What is being asked: Provide an exact copy of the data, excluding the images.

☆ ☆ ☆ ☆ ☆ ☆ ☆

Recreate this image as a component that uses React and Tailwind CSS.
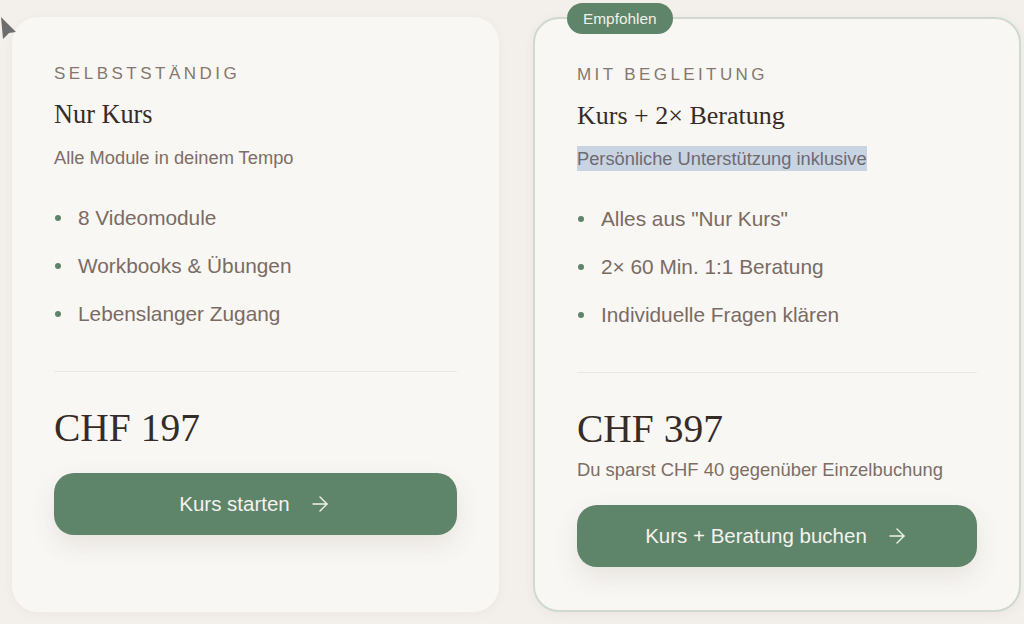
import React from 'react';
import { ArrowRight } from 'lucide-react';

const sans = { fontFamily: '"Liberation Sans", Arial, sans-serif' };
const serif = { fontFamily: '"Liberation Serif", "Times New Roman", serif' };

const Bullet = ({ children }) => (
  <li className="flex items-center h-[28px] text-[20.8px] text-[#7a6b63]">
    <span className="w-[6px] h-[6px] rounded-full bg-[#5e8469] ml-[1px] mr-[17px] shrink-0" />
    {children}
  </li>
);

const CtaButton = ({ label }) => (
  <button className="w-full h-[62px] rounded-[20px] bg-[#5e8469] text-[#f5f2ed] text-[20.5px] flex items-center justify-center gap-[18px] shadow-[0_10px_26px_rgba(70,55,40,0.10)]">
    <span>{label}</span>
    <ArrowRight size={24} strokeWidth={1.4} />
  </button>
);

export default function App() {
  return (
    <div
      className="relative w-full h-[624px] overflow-hidden bg-[#f3efeb] flex gap-[34px] pl-[12px] pt-[17px] pb-[12px]"
      style={sans}
    >
      {/* mouse cursor in corner */}
      <svg className="absolute left-0 top-[15px]" width="20" height="26" viewBox="0 0 20 26">
        <path d="M1 2 L16 17 L9 18 L3 24 Z" fill="#6d6d6d" />
      </svg>

      {/* Plan 1 */}
      <div className="w-[487px] h-[595px] rounded-[26px] bg-[#f9f7f4] shadow-[0_2px_12px_rgba(80,60,40,0.04)] px-[42px] pt-[47px] flex flex-col">
        <div className="text-[17px] leading-[20px] tracking-[3.5px] text-[#85776e]">SELBSTSTÄNDIG</div>
        <h3 className="mt-[15px] text-[26.3px] leading-[32px] text-[#362c27]" style={serif}>
          Nur Kurs
        </h3>
        <p className="mt-[14px] text-[18.3px] leading-[25px] text-[#7d6e66]">Alle Module in deinem Tempo</p>
        <ul className="mt-[34px] flex flex-col gap-[20px]">
          <Bullet>8 Videomodule</Bullet>
          <Bullet>Workbooks &amp; Übungen</Bullet>
          <Bullet>Lebenslanger Zugang</Bullet>
        </ul>
        <div className="mt-[43px] h-px bg-[#ece7e1]" />
        <div className="mt-[32px] text-[39.5px] leading-[48px] text-[#362c27]" style={serif}>
          CHF 197
        </div>
        <div className="mt-[21px]">
          <CtaButton label="Kurs starten" />
        </div>
      </div>

      {/* Plan 2 */}
      <div className="relative w-[488px] h-[595px] rounded-[26px] bg-[#f9f7f4] border-2 border-[#cfd9d0] shadow-[0_2px_12px_rgba(80,60,40,0.05)] px-[42px] pt-[46px] flex flex-col">
        <div className="absolute -top-[16px] left-[32px] h-[31px] px-[16px] rounded-full bg-[#5e8469] text-[#f3f0ea] text-[15.4px] flex items-center">
          Empfohlen
        </div>
        <div className="text-[17px] leading-[20px] tracking-[3.4px] text-[#85776e]">MIT BEGLEITUNG</div>
        <h3 className="mt-[15px] text-[26px] leading-[32px] text-[#362c27]" style={serif}>
          Kurs + 2× Beratung
        </h3>
        <p className="mt-[14px] h-[25px] text-[18.3px] leading-[25px] text-[#7d6e66]">
          <span className="inline-block bg-[#c8d4e2] text-[#6f6a70] leading-[25px]">Persönliche Unterstützung inklusive</span>
        </p>
        <ul className="mt-[34px] flex flex-col gap-[20px]">
          <Bullet>Alles aus "Nur Kurs"</Bullet>
          <Bullet>2× 60 Min. 1:1 Beratung</Bullet>
          <Bullet>Individuelle Fragen klären</Bullet>
        </ul>
        <div className="mt-[43px] h-px bg-[#ece7e1]" />
        <div className="mt-[32px] text-[39.5px] leading-[48px] text-[#362c27]" style={serif}>
          CHF 397
        </div>
        <p className="mt-[4px] text-[18.4px] leading-[26px] text-[#7d6e66]">Du sparst CHF 40 gegenüber Einzelbuchung</p>
        <div className="mt-[22px]">
          <CtaButton label="Kurs + Beratung buchen" />
        </div>
      </div>
    </div>
  );
}
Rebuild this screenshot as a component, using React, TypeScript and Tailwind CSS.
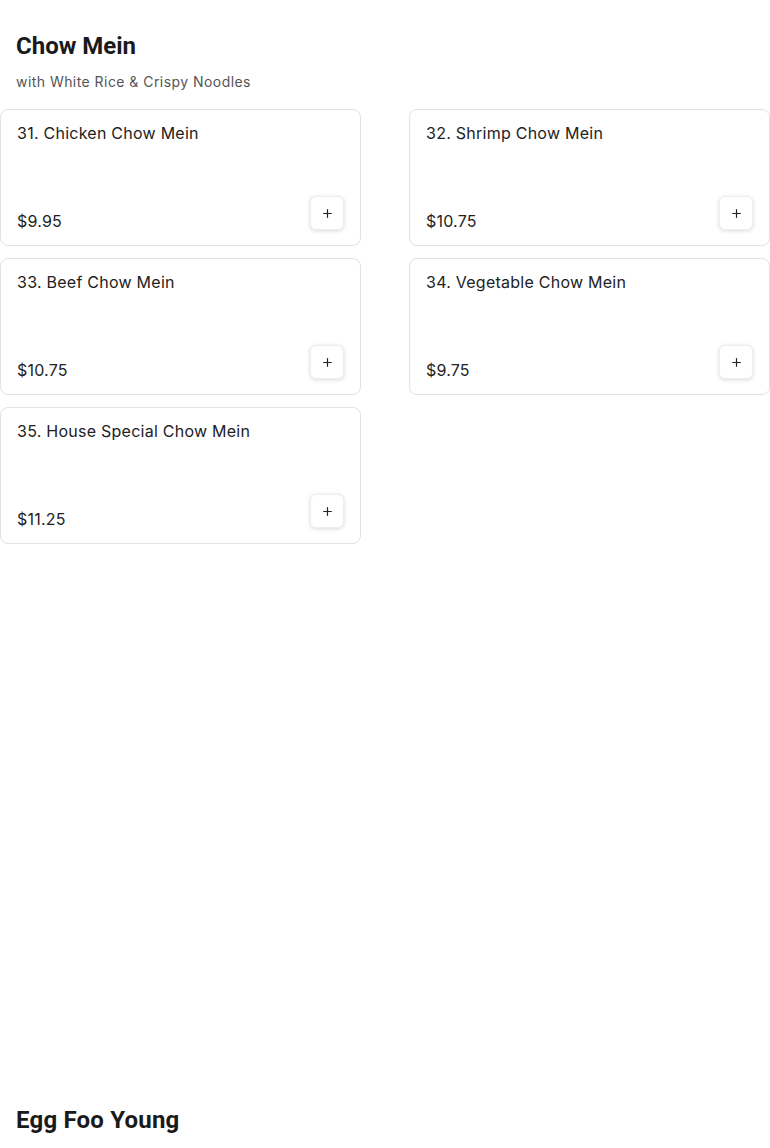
import { Plus } from "lucide-react";

type Item = { name: string; price: string };

const chowMein: Item[] = [
  { name: "31. Chicken Chow Mein", price: "$9.95" },
  { name: "32. Shrimp Chow Mein", price: "$10.75" },
  { name: "33. Beef Chow Mein", price: "$10.75" },
  { name: "34. Vegetable Chow Mein", price: "$9.75" },
  { name: "35. House Special Chow Mein", price: "$11.25" },
];

const body = { fontFamily: "Inter, 'Noto Sans', sans-serif" };
const heading = { fontFamily: "Roboto, 'Liberation Sans', sans-serif" };

const ItemCard = ({ item }: { item: Item }) => (
  <div className="h-[137px] flex flex-col justify-between rounded-lg border border-[#e2e2e2] bg-white px-4 pt-[11px] pb-[15px]">
    <div className="text-base leading-6 tracking-[0.25px] text-[#222]">{item.name}</div>
    <div className="flex items-end justify-between">
      <span className="mb-[-3px] text-base leading-6 tracking-[0.2px] text-[#222]">{item.price}</span>
      <button className="flex h-[34px] w-[34px] items-center justify-center rounded-md border border-[#eee] bg-white shadow-[0_1px_4px_rgba(0,0,0,0.15)]">
        <Plus size={13} strokeWidth={2.2} className="text-[#222]" />
      </button>
    </div>
  </div>
);

export default function App() {
  return (
    <div className="min-h-screen bg-white pt-[30px]" style={body}>
      <section className="h-[1074px]">
        <h2 className="px-4 text-2xl leading-8 font-bold text-[#1a1a1a]" style={heading}>
          Chow Mein
        </h2>
        <p className="mt-[10px] px-4 text-sm leading-5 tracking-[0.45px] text-[#555]">
          with White Rice &amp; Crispy Noodles
        </p>
        <div className="mt-[17px] grid grid-cols-2 gap-x-12 gap-y-3">
          {chowMein.map((item) => (
            <ItemCard key={item.name} item={item} />
          ))}
        </div>
      </section>
      <section>
        <h2 className="px-4 text-2xl leading-8 font-bold tracking-[0.2px] text-[#1a1a1a]" style={heading}>
          Egg Foo Young
        </h2>
      </section>
    </div>
  );
}
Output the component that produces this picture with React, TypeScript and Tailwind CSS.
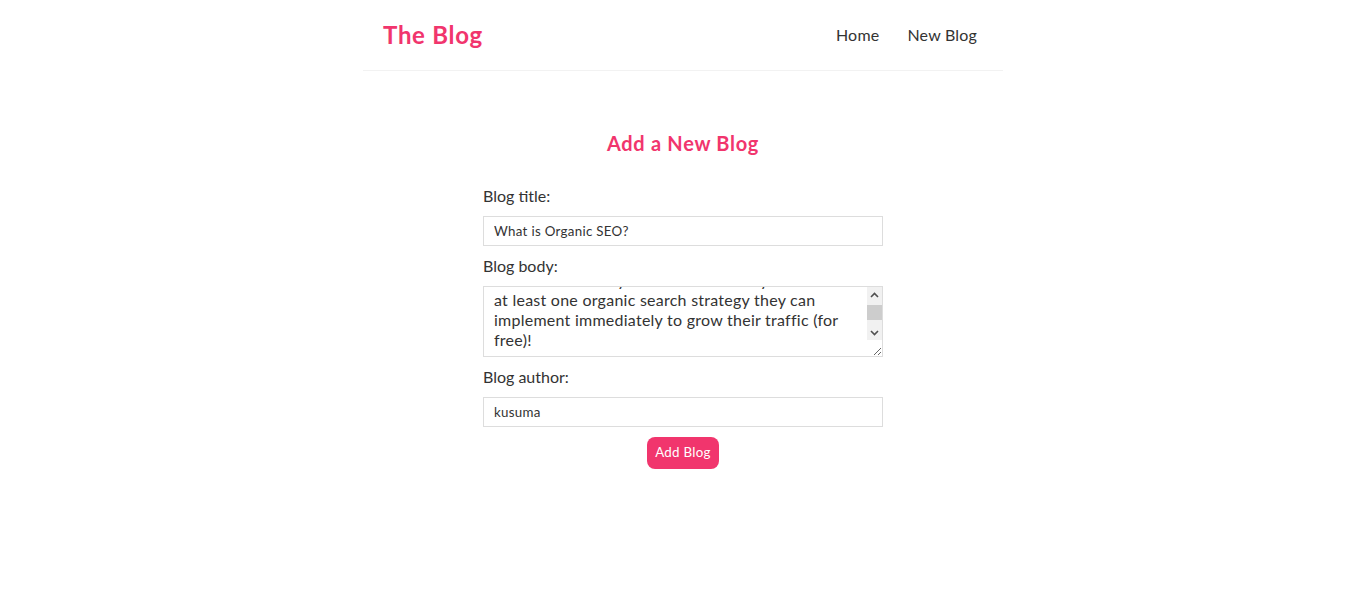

☆ ☆ ☆ ☆ ☆ ☆ ☆

Output below:
Recreate this image as a component that uses React and Tailwind CSS.
import React from 'react';
import { ArrowRight } from 'lucide-react';

const sans = { fontFamily: '"Liberation Sans", Arial, sans-serif' };
const serif = { fontFamily: '"Liberation Serif", "Times New Roman", serif' };

const Bullet = ({ children }) => (
  <li className="flex items-center h-[28px] text-[20.8px] text-[#7a6b63]">
    <span className="w-[6px] h-[6px] rounded-full bg-[#5e8469] ml-[1px] mr-[17px] shrink-0" />
    {children}
  </li>
);

const CtaButton = ({ label }) => (
  <button className="w-full h-[62px] rounded-[20px] bg-[#5e8469] text-[#f5f2ed] text-[20.5px] flex items-center justify-center gap-[18px] shadow-[0_10px_26px_rgba(70,55,40,0.10)]">
    <span>{label}</span>
    <ArrowRight size={24} strokeWidth={1.4} />
  </button>
);

export default function App() {
  return (
    <div
      className="relative w-full h-[624px] overflow-hidden bg-[#f3efeb] flex gap-[34px] pl-[12px] pt-[17px] pb-[12px]"
      style={sans}
    >
      {/* mouse cursor in corner */}
      <svg className="absolute left-0 top-[15px]" width="20" height="26" viewBox="0 0 20 26">
        <path d="M1 2 L16 17 L9 18 L3 24 Z" fill="#6d6d6d" />
      </svg>

      {/* Plan 1 */}
      <div className="w-[487px] h-[595px] rounded-[26px] bg-[#f9f7f4] shadow-[0_2px_12px_rgba(80,60,40,0.04)] px-[42px] pt-[47px] flex flex-col">
        <div className="text-[17px] leading-[20px] tracking-[3.5px] text-[#85776e]">SELBSTSTÄNDIG</div>
        <h3 className="mt-[15px] text-[26.3px] leading-[32px] text-[#362c27]" style={serif}>
          Nur Kurs
        </h3>
        <p className="mt-[14px] text-[18.3px] leading-[25px] text-[#7d6e66]">Alle Module in deinem Tempo</p>
        <ul className="mt-[34px] flex flex-col gap-[20px]">
          <Bullet>8 Videomodule</Bullet>
          <Bullet>Workbooks &amp; Übungen</Bullet>
          <Bullet>Lebenslanger Zugang</Bullet>
        </ul>
        <div className="mt-[43px] h-px bg-[#ece7e1]" />
        <div className="mt-[32px] text-[39.5px] leading-[48px] text-[#362c27]" style={serif}>
          CHF 197
        </div>
        <div className="mt-[21px]">
          <CtaButton label="Kurs starten" />
        </div>
      </div>

      {/* Plan 2 */}
      <div className="relative w-[488px] h-[595px] rounded-[26px] bg-[#f9f7f4] border-2 border-[#cfd9d0] shadow-[0_2px_12px_rgba(80,60,40,0.05)] px-[42px] pt-[46px] flex flex-col">
        <div className="absolute -top-[16px] left-[32px] h-[31px] px-[16px] rounded-full bg-[#5e8469] text-[#f3f0ea] text-[15.4px] flex items-center">
          Empfohlen
        </div>
        <div className="text-[17px] leading-[20px] tracking-[3.4px] text-[#85776e]">MIT BEGLEITUNG</div>
        <h3 className="mt-[15px] text-[26px] leading-[32px] text-[#362c27]" style={serif}>
          Kurs + 2× Beratung
        </h3>
        <p className="mt-[14px] h-[25px] text-[18.3px] leading-[25px] text-[#7d6e66]">
          <span className="inline-block bg-[#c8d4e2] text-[#6f6a70] leading-[25px]">Persönliche Unterstützung inklusive</span>
        </p>
        <ul className="mt-[34px] flex flex-col gap-[20px]">
          <Bullet>Alles aus "Nur Kurs"</Bullet>
          <Bullet>2× 60 Min. 1:1 Beratung</Bullet>
          <Bullet>Individuelle Fragen klären</Bullet>
        </ul>
        <div className="mt-[43px] h-px bg-[#ece7e1]" />
        <div className="mt-[32px] text-[39.5px] leading-[48px] text-[#362c27]" style={serif}>
          CHF 397
        </div>
        <p className="mt-[4px] text-[18.4px] leading-[26px] text-[#7d6e66]">Du sparst CHF 40 gegenüber Einzelbuchung</p>
        <div className="mt-[22px]">
          <CtaButton label="Kurs + Beratung buchen" />
        </div>
      </div>
    </div>
  );
}
Rebuild this screenshot as a component, using React, TypeScript and Tailwind CSS.
import { Plus } from "lucide-react";

type Item = { name: string; price: string };

const chowMein: Item[] = [
  { name: "31. Chicken Chow Mein", price: "$9.95" },
  { name: "32. Shrimp Chow Mein", price: "$10.75" },
  { name: "33. Beef Chow Mein", price: "$10.75" },
  { name: "34. Vegetable Chow Mein", price: "$9.75" },
  { name: "35. House Special Chow Mein", price: "$11.25" },
];

const body = { fontFamily: "Inter, 'Noto Sans', sans-serif" };
const heading = { fontFamily: "Roboto, 'Liberation Sans', sans-serif" };

const ItemCard = ({ item }: { item: Item }) => (
  <div className="h-[137px] flex flex-col justify-between rounded-lg border border-[#e2e2e2] bg-white px-4 pt-[11px] pb-[15px]">
    <div className="text-base leading-6 tracking-[0.25px] text-[#222]">{item.name}</div>
    <div className="flex items-end justify-between">
      <span className="mb-[-3px] text-base leading-6 tracking-[0.2px] text-[#222]">{item.price}</span>
      <button className="flex h-[34px] w-[34px] items-center justify-center rounded-md border border-[#eee] bg-white shadow-[0_1px_4px_rgba(0,0,0,0.15)]">
        <Plus size={13} strokeWidth={2.2} className="text-[#222]" />
      </button>
    </div>
  </div>
);

export default function App() {
  return (
    <div className="min-h-screen bg-white pt-[30px]" style={body}>
      <section className="h-[1074px]">
        <h2 className="px-4 text-2xl leading-8 font-bold text-[#1a1a1a]" style={heading}>
          Chow Mein
        </h2>
        <p className="mt-[10px] px-4 text-sm leading-5 tracking-[0.45px] text-[#555]">
          with White Rice &amp; Crispy Noodles
        </p>
        <div className="mt-[17px] grid grid-cols-2 gap-x-12 gap-y-3">
          {chowMein.map((item) => (
            <ItemCard key={item.name} item={item} />
          ))}
        </div>
      </section>
      <section>
        <h2 className="px-4 text-2xl leading-8 font-bold tracking-[0.2px] text-[#1a1a1a]" style={heading}>
          Egg Foo Young
        </h2>
      </section>
    </div>
  );
}
Output the component that produces this picture with React, TypeScript and Tailwind CSS.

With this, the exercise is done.